PROBLEM DESCRIPTION
Write out the material again exactly, please, and omit the pictures.

-- START INFORMATION SUPPLIED --

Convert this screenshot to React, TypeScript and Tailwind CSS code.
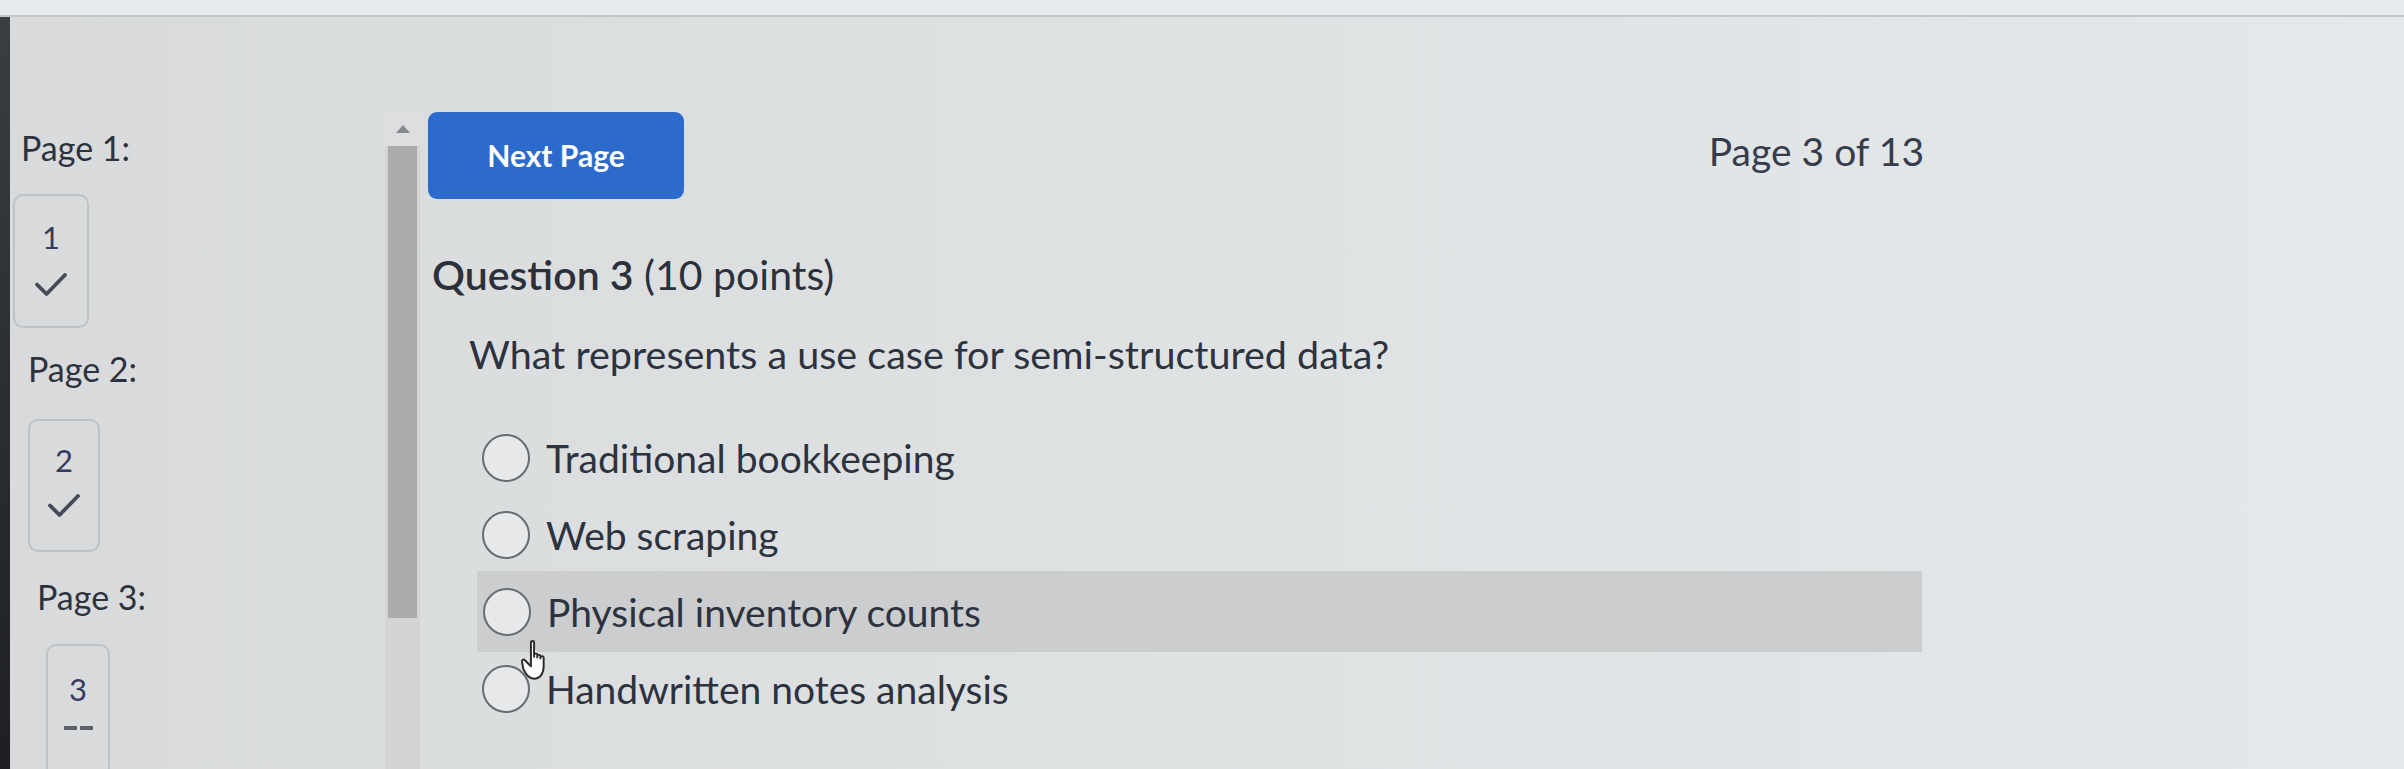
import React from "react";

const font = { fontFamily: "Lato, 'Open Sans', sans-serif" };

function Check() {
  return (
    <svg width="34" height="25" viewBox="0 0 34 25" fill="none">
      <path d="M3 12.5 L12.5 22 L31 3" stroke="#454a56" strokeWidth="3.8" strokeLinecap="round" strokeLinejoin="round" />
    </svg>
  );
}

function Radio() {
  return <div className="h-[48px] w-[48px] shrink-0 rounded-full border-2 border-[#676c74] bg-[#e6e8e9]" />;
}

function Cursor() {
  return (
    <svg width="36" height="46" viewBox="0 0 20 26" className="absolute left-[520px] top-[638px]">
      <path
        d="M6 2.5c0-1 1.8-1 1.8 0V11 M7.8 9.5c0-1 1.8-1 1.8 0v2 M9.6 10.3c0-1 1.8-1 1.8 0v1.7 M11.4 11c0-1 1.8-1 1.8 0v5c0 4-2 7-5.5 7-3 0-4.5-2-6-5.5L1 13.5c-.4-1 .9-1.8 1.7-.8L6 16V2.5"
        fill="#ffffff"
        stroke="#2a2a2a"
        strokeWidth="1.1"
        strokeLinejoin="round"
      />
    </svg>
  );
}

export default function App() {
  const options = [
    "Traditional bookkeeping",
    "Web scraping",
    "Physical inventory counts",
    "Handwritten notes analysis",
  ];
  return (
    <div
      className="relative flex h-[769px] w-[2404px] flex-col overflow-hidden bg-linear-to-r from-[#d8dadb] via-[#dfe2e3] to-[#e5e8ea] text-[#2d323f]"
      style={font}
    >
      <div className="h-[17px] w-full shrink-0 border-b-2 border-[#c4c7c9] bg-[#e7eaec]" />
      <div className="flex flex-1">
        <div className="w-[10px] shrink-0 bg-linear-to-b from-[#3a3d42] to-[#1c1e22]" />
        {/* sidebar */}
        <div className="flex w-[375px] shrink-0 flex-col pt-[112px] text-[34px] leading-[38px] text-[#2d323f]">
          <div className="ml-[11px]">Page 1:</div>
          <div className="ml-[3px] mt-[27px] flex h-[134px] w-[76px] flex-col items-center rounded-[10px] border-2 border-[#bfc2c5] pt-[22px]">
            <span className="text-[31px] leading-[38px] text-[#363b60]">1</span>
            <div className="mt-[16px]"><Check /></div>
          </div>
          <div className="ml-[18px] mt-[22px]">Page 2:</div>
          <div className="ml-[18px] mt-[31px] flex h-[133px] w-[72px] flex-col items-center rounded-[10px] border-2 border-[#bfc2c5] pt-[20px]">
            <span className="text-[31px] leading-[38px] text-[#363b60]">2</span>
            <div className="mt-[14px]"><Check /></div>
          </div>
          <div className="ml-[27px] mt-[26px]">Page 3:</div>
          <div className="ml-[36px] mt-[28px] flex h-[160px] w-[64px] flex-col items-center rounded-t-[10px] border-2 border-b-0 border-[#bfc2c5] pt-[24px]">
            <span className="text-[31px] leading-[38px] text-[#363b60]">3</span>
            <div className="mt-[18px] flex gap-[3px]">
              <div className="h-[4px] w-[13px] bg-[#5a5f6a]" />
              <div className="h-[4px] w-[13px] bg-[#5a5f6a]" />
            </div>
          </div>
        </div>
        {/* scrollbar */}
        <div className="mt-[95px] flex w-[35px] shrink-0 flex-col items-center bg-[#d2d4d5]">
          <div className="flex h-[34px] w-full items-center justify-center bg-[#dcdedf]">
            <div className="h-0 w-0 border-x-[7px] border-b-[8px] border-x-transparent border-b-[#85888c]" />
          </div>
          <div className="h-[472px] w-[29px] bg-[#a9abad]" />
        </div>
        {/* main */}
        <div className="ml-[8px] flex w-[1500px] flex-col pt-[95px]">
          <div className="flex items-start justify-between">
            <button className="flex h-[87px] w-[256px] items-center justify-center rounded-[9px] bg-[#2c6acb] text-[30px] font-bold text-white">
              Next Page
            </button>
            <div className="mr-[4px] mt-[16px] text-[39px] leading-[46px] text-[#373c4c]">Page 3 of 13</div>
          </div>
          <div className="ml-[4px] mt-[52px] text-[41px] leading-[48px] text-[#2b303b]">
            <span className="font-semibold">Question 3</span> (10 points)
          </div>
          <div className="ml-[41px] mt-[31px] text-[39.5px] leading-[48px] text-[#2d323f]">
            What represents a use case for semi-structured data?
          </div>
          <div className="mt-[41px] flex flex-col">
            {options.map((o, i) => (
              <div
                key={o}
                className={
                  i === 2
                    ? "-my-[2px] ml-[49px] mr-[6px] flex h-[81px] items-center gap-[16px] bg-[#cbcdce] pl-[6px]"
                    : "flex h-[77px] items-center gap-[16px] pl-[54px]"
                }
              >
                <Radio />
                <span className="text-[39px] leading-[48px] text-[#2d323f]">{o}</span>
              </div>
            ))}
          </div>
        </div>
      </div>
      <Cursor />
    </div>
  );
}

-- END INFORMATION SUPPLIED --

ANSWER TO THE EXERCISE
Convert this screenshot to React, TypeScript and Tailwind CSS code.
import React from "react";

const font = { fontFamily: "Lato, 'Open Sans', sans-serif" };

function Check() {
  return (
    <svg width="34" height="25" viewBox="0 0 34 25" fill="none">
      <path d="M3 12.5 L12.5 22 L31 3" stroke="#454a56" strokeWidth="3.8" strokeLinecap="round" strokeLinejoin="round" />
    </svg>
  );
}

function Radio() {
  return <div className="h-[48px] w-[48px] shrink-0 rounded-full border-2 border-[#676c74] bg-[#e6e8e9]" />;
}

function Cursor() {
  return (
    <svg width="36" height="46" viewBox="0 0 20 26" className="absolute left-[520px] top-[638px]">
      <path
        d="M6 2.5c0-1 1.8-1 1.8 0V11 M7.8 9.5c0-1 1.8-1 1.8 0v2 M9.6 10.3c0-1 1.8-1 1.8 0v1.7 M11.4 11c0-1 1.8-1 1.8 0v5c0 4-2 7-5.5 7-3 0-4.5-2-6-5.5L1 13.5c-.4-1 .9-1.8 1.7-.8L6 16V2.5"
        fill="#ffffff"
        stroke="#2a2a2a"
        strokeWidth="1.1"
        strokeLinejoin="round"
      />
    </svg>
  );
}

export default function App() {
  const options = [
    "Traditional bookkeeping",
    "Web scraping",
    "Physical inventory counts",
    "Handwritten notes analysis",
  ];
  return (
    <div
      className="relative flex h-[769px] w-[2404px] flex-col overflow-hidden bg-linear-to-r from-[#d8dadb] via-[#dfe2e3] to-[#e5e8ea] text-[#2d323f]"
      style={font}
    >
      <div className="h-[17px] w-full shrink-0 border-b-2 border-[#c4c7c9] bg-[#e7eaec]" />
      <div className="flex flex-1">
        <div className="w-[10px] shrink-0 bg-linear-to-b from-[#3a3d42] to-[#1c1e22]" />
        {/* sidebar */}
        <div className="flex w-[375px] shrink-0 flex-col pt-[112px] text-[34px] leading-[38px] text-[#2d323f]">
          <div className="ml-[11px]">Page 1:</div>
          <div className="ml-[3px] mt-[27px] flex h-[134px] w-[76px] flex-col items-center rounded-[10px] border-2 border-[#bfc2c5] pt-[22px]">
            <span className="text-[31px] leading-[38px] text-[#363b60]">1</span>
            <div className="mt-[16px]"><Check /></div>
          </div>
          <div className="ml-[18px] mt-[22px]">Page 2:</div>
          <div className="ml-[18px] mt-[31px] flex h-[133px] w-[72px] flex-col items-center rounded-[10px] border-2 border-[#bfc2c5] pt-[20px]">
            <span className="text-[31px] leading-[38px] text-[#363b60]">2</span>
            <div className="mt-[14px]"><Check /></div>
          </div>
          <div className="ml-[27px] mt-[26px]">Page 3:</div>
          <div className="ml-[36px] mt-[28px] flex h-[160px] w-[64px] flex-col items-center rounded-t-[10px] border-2 border-b-0 border-[#bfc2c5] pt-[24px]">
            <span className="text-[31px] leading-[38px] text-[#363b60]">3</span>
            <div className="mt-[18px] flex gap-[3px]">
              <div className="h-[4px] w-[13px] bg-[#5a5f6a]" />
              <div className="h-[4px] w-[13px] bg-[#5a5f6a]" />
            </div>
          </div>
        </div>
        {/* scrollbar */}
        <div className="mt-[95px] flex w-[35px] shrink-0 flex-col items-center bg-[#d2d4d5]">
          <div className="flex h-[34px] w-full items-center justify-center bg-[#dcdedf]">
            <div className="h-0 w-0 border-x-[7px] border-b-[8px] border-x-transparent border-b-[#85888c]" />
          </div>
          <div className="h-[472px] w-[29px] bg-[#a9abad]" />
        </div>
        {/* main */}
        <div className="ml-[8px] flex w-[1500px] flex-col pt-[95px]">
          <div className="flex items-start justify-between">
            <button className="flex h-[87px] w-[256px] items-center justify-center rounded-[9px] bg-[#2c6acb] text-[30px] font-bold text-white">
              Next Page
            </button>
            <div className="mr-[4px] mt-[16px] text-[39px] leading-[46px] text-[#373c4c]">Page 3 of 13</div>
          </div>
          <div className="ml-[4px] mt-[52px] text-[41px] leading-[48px] text-[#2b303b]">
            <span className="font-semibold">Question 3</span> (10 points)
          </div>
          <div className="ml-[41px] mt-[31px] text-[39.5px] leading-[48px] text-[#2d323f]">
            What represents a use case for semi-structured data?
          </div>
          <div className="mt-[41px] flex flex-col">
            {options.map((o, i) => (
              <div
                key={o}
                className={
                  i === 2
                    ? "-my-[2px] ml-[49px] mr-[6px] flex h-[81px] items-center gap-[16px] bg-[#cbcdce] pl-[6px]"
                    : "flex h-[77px] items-center gap-[16px] pl-[54px]"
                }
              >
                <Radio />
                <span className="text-[39px] leading-[48px] text-[#2d323f]">{o}</span>
              </div>
            ))}
          </div>
        </div>
      </div>
      <Cursor />
    </div>
  );
}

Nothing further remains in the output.